Eigentlich hatte ich mir doch geschworen, diese App nie wieder zu öffnen geschweige denn überhaupt wieder zu installieren. Ich vermute, dass die Installation ebenfalls nicht von meinem Bewusstsein gesteuert wurde, denn ich kann mich kein bisschen daran erinnern.

»Aber! Wenn ich schon einmal hier bin, kann ich ja mal schauen, was es so an Frauen gibt. « flüstere ich mir selbst zu.

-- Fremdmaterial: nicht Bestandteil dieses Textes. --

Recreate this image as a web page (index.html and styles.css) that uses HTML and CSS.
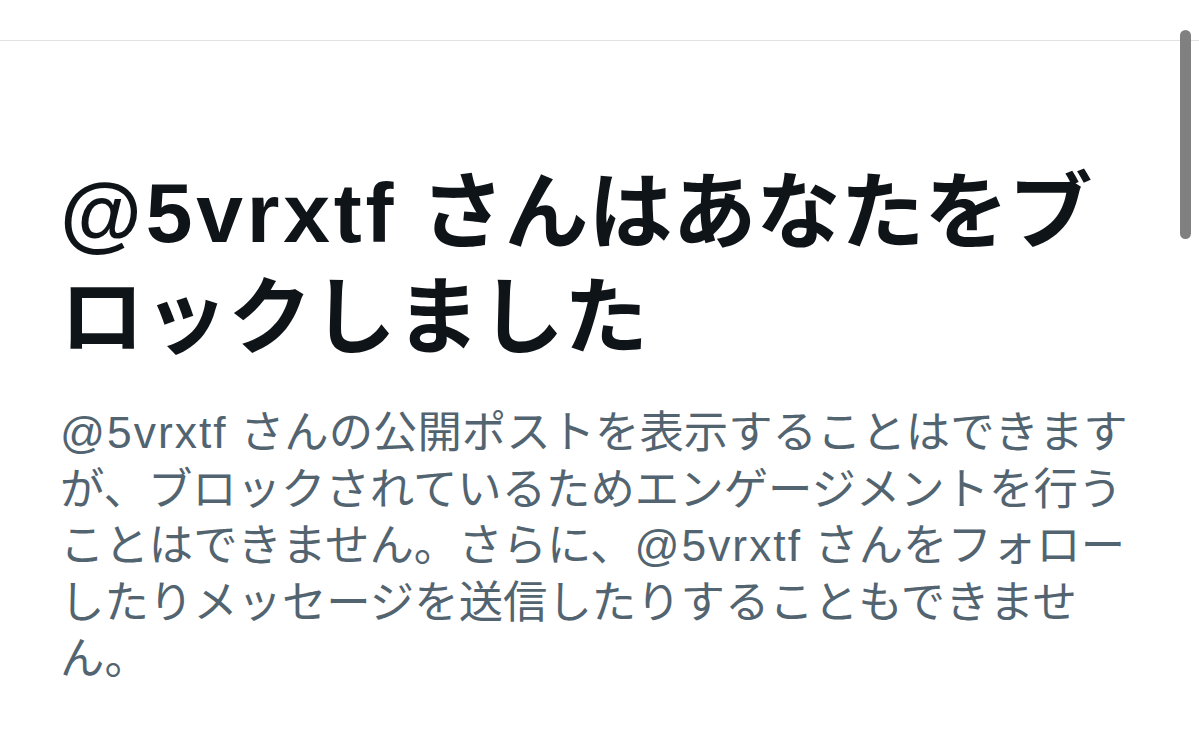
FILE: index.html
```html
<!DOCTYPE html>
<html lang="ja">
<head>
  <meta charset="utf-8">
  <title>ブロックされています</title>
  <link rel="stylesheet" href="styles.css">
</head>
<body>
  <div id="top-bar"></div>
  <div id="content">
    <h1 class="blocked-title"><span class="handle">@5vrxtf</span> さんはあなたをブロックしました</h1>
    <p class="blocked-text"><span class="handle">@5vrxtf</span> さんの公開ポストを表示することはできますが、ブロックされているためエンゲージメントを行うことはできません。さらに、<span class="handle">@5vrxtf</span> さんをフォローしたりメッセージを送信したりすることもできません。</p>
  </div>
  <div id="scroll-thumb"></div>
</body>
</html>
```

FILE: styles.css
```css
body {
  margin: 0;
  background-color: #fff;
  font-family: "Liberation Sans", "Noto Sans CJK JP", sans-serif;
  overflow: hidden;
}

#top-bar {
  height: 40px;
  border-bottom: 1px solid #e1e1e1;
}

#content {
  padding: 0 60px;
}

.blocked-title {
  margin: 120px 0 0 0;
  font-size: 84px;
  line-height: 105px;
  font-weight: 700;
  color: #0f1419;
  line-break: strict;
}

.blocked-text {
  margin: 34px 0 0 0;
  font-size: 44.4px;
  line-height: 56.5px;
  color: #536471;
  line-break: strict;
}

.handle {
  letter-spacing: 0.045em;
}

#scroll-thumb {
  position: absolute;
  top: 30px;
  left: 1180px;
  width: 11px;
  height: 209px;
  border-radius: 6px;
  background-color: #808080;
}
```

Also fange ich an, auch mein Bewusstsein auf die bunten Bildchen in meinem Handy zu richten. Wenn ich Glück habe, kann ich somit die schlechten Entscheidungen meines, ganz offensichtlich triebgesteuerten, Unterbewusstseins verhindern. An dieser Stelle fällt mir ein, dass es auf jeden Fall Zeit wird, die bisherigen Entscheidungen einmal rückwirkend zu kontrollieren. Ich tippe rechts oben in die Ecke auf ein kleines Sprechblasensymbol um meine bisherigen Matches anzusehen. Ein kleiner roter Punkt zeigt mir dabei an, dass es Neuigkeiten gibt. Anscheinend habe ich bisher 85 Matches und drei davon scheinen neu zu sein. Ich klicke diese Neuen an und lese die Beschreibung, die sich die Frauen selbst unter ihre Profilbilder geschrieben haben:

Kathi (21), 427 km entfernt, schreibt:

»Live, love, laugh, travel the world, music., festivals.
I wanna see every part of the world.
Not looking for a boyfriend, neither for a ONS.
Don't like men who eat meat, eggs or any other animal products. Vegan!!!

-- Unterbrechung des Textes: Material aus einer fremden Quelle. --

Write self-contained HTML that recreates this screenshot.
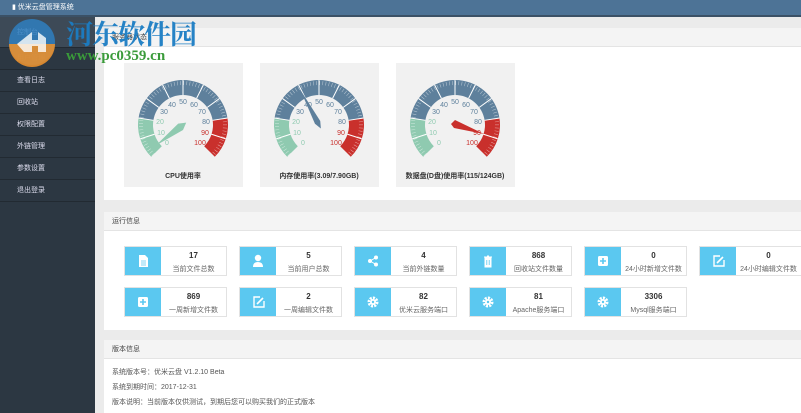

Es wundert mich wie dieser Match zustande kommen konnte, denn auf einem meiner Profilbilder ist zu sehen, wie ich genüsslich in ein 500g schweres Rumpsteak beiße. «

Ich fühle mich in meinen Fleischkonsum kritisiert und entferne deswegen die Verbindung zu dieser Person.

Madlen (27), Dualer Student, 2690km entfernt, schreibt:

»In Squats we trust! When nothing goes right, go Lift!
#lachen#lesen#sport#tanzen#freunde#leben#172#ehrlichkeit#selbstbewusst«

Ich schaue mir das Bild an und denke mir: »#110kg #sportnureinmalimjahr #wiesoschreibtmichniemandan« Ich klicke hier ebenfalls auf »Verbindung entfernen« und widme mich, mit dem letzten  Funken Hoffnung, dem dritten neuen Match.

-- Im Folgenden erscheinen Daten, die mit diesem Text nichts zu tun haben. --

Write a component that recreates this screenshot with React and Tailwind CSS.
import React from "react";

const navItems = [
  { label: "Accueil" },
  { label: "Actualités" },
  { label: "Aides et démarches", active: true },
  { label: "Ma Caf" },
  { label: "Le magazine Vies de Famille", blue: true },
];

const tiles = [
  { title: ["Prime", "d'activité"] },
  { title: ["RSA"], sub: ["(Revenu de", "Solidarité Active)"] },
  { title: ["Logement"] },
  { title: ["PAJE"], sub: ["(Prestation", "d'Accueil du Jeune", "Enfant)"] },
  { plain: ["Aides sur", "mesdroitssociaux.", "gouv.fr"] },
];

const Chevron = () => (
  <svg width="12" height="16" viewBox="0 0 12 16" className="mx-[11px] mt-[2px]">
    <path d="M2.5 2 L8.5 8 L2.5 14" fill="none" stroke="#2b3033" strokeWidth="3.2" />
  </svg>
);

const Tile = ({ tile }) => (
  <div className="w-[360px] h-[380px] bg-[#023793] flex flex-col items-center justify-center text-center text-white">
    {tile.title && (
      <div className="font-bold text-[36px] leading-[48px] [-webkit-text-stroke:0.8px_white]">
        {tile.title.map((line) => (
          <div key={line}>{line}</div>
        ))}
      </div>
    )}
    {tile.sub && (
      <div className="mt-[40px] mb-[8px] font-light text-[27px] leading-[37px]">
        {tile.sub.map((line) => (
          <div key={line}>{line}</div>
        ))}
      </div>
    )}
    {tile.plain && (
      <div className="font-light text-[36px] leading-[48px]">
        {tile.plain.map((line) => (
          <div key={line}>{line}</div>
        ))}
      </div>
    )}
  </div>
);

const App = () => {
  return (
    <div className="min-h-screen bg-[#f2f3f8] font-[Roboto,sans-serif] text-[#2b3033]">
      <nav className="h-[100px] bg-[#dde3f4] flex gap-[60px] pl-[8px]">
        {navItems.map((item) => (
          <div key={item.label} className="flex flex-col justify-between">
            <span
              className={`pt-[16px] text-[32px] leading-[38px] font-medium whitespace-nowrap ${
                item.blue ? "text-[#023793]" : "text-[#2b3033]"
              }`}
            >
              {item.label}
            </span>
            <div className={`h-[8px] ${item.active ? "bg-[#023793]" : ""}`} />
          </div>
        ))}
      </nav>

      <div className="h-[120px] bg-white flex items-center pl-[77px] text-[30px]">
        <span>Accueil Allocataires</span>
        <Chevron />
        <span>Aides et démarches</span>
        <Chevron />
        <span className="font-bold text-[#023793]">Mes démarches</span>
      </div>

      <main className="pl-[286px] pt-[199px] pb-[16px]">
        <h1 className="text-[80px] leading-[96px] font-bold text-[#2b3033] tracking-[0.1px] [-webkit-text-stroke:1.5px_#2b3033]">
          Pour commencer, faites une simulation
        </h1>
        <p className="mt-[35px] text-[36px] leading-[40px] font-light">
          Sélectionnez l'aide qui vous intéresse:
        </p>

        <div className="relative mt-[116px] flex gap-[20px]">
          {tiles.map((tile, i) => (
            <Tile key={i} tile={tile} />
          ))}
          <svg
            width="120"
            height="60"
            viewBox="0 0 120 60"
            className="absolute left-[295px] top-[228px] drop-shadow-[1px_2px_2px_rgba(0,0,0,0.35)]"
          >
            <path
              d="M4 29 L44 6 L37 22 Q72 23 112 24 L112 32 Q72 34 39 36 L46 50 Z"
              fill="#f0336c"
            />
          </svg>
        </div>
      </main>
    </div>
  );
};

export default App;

Shaniqua (26), 2268 km entfernt, schreibt:

»Miau.«

Unter ihrem Profil zeigt es mir circa 500 Instagram-Bilder an, auf denen jedoch weder Katze noch Kater zu sehen sind. Vermutlich hat die Beziehung mit ihrem Ex-Kater ein dramatisches Ende genommen. Denn dieser hat wohl Shaniquas Smartphone in die Hände bekommen und aus Rache, alle gemeinsamen Instragram Bilder gelöscht und zudem Shaniquas ursprünglichen Profiltext durch eine wüste Beschimpfung ersetzt.

Ich beschließe, dass die bisherigen Profile noch nicht ganz meinen Erwartungen entsprechen und gehe deshalb zurück auf die Hauptseite der App. Hier wird auch schon das nächste Profil eines potentiellen Matches angezeigt. Ich sehe die 24 jährige Ina, die gerade auf einem Pferd davon galoppiert. Ich wische von rechts nach links und entscheide mich somit gegen Jolly Jumper und seine Reiterin.
Direkt danach erscheint das Profil von Sabrina (22) auf dem Monitor. Sabrina trägt ein Septum. Ganz selbstverständlich wische ich abermals nach links.

Ich merke wie ich langsam müde werde und einschlafe. Mein Daumen zuckt dabei rhythmisch von links und rechts.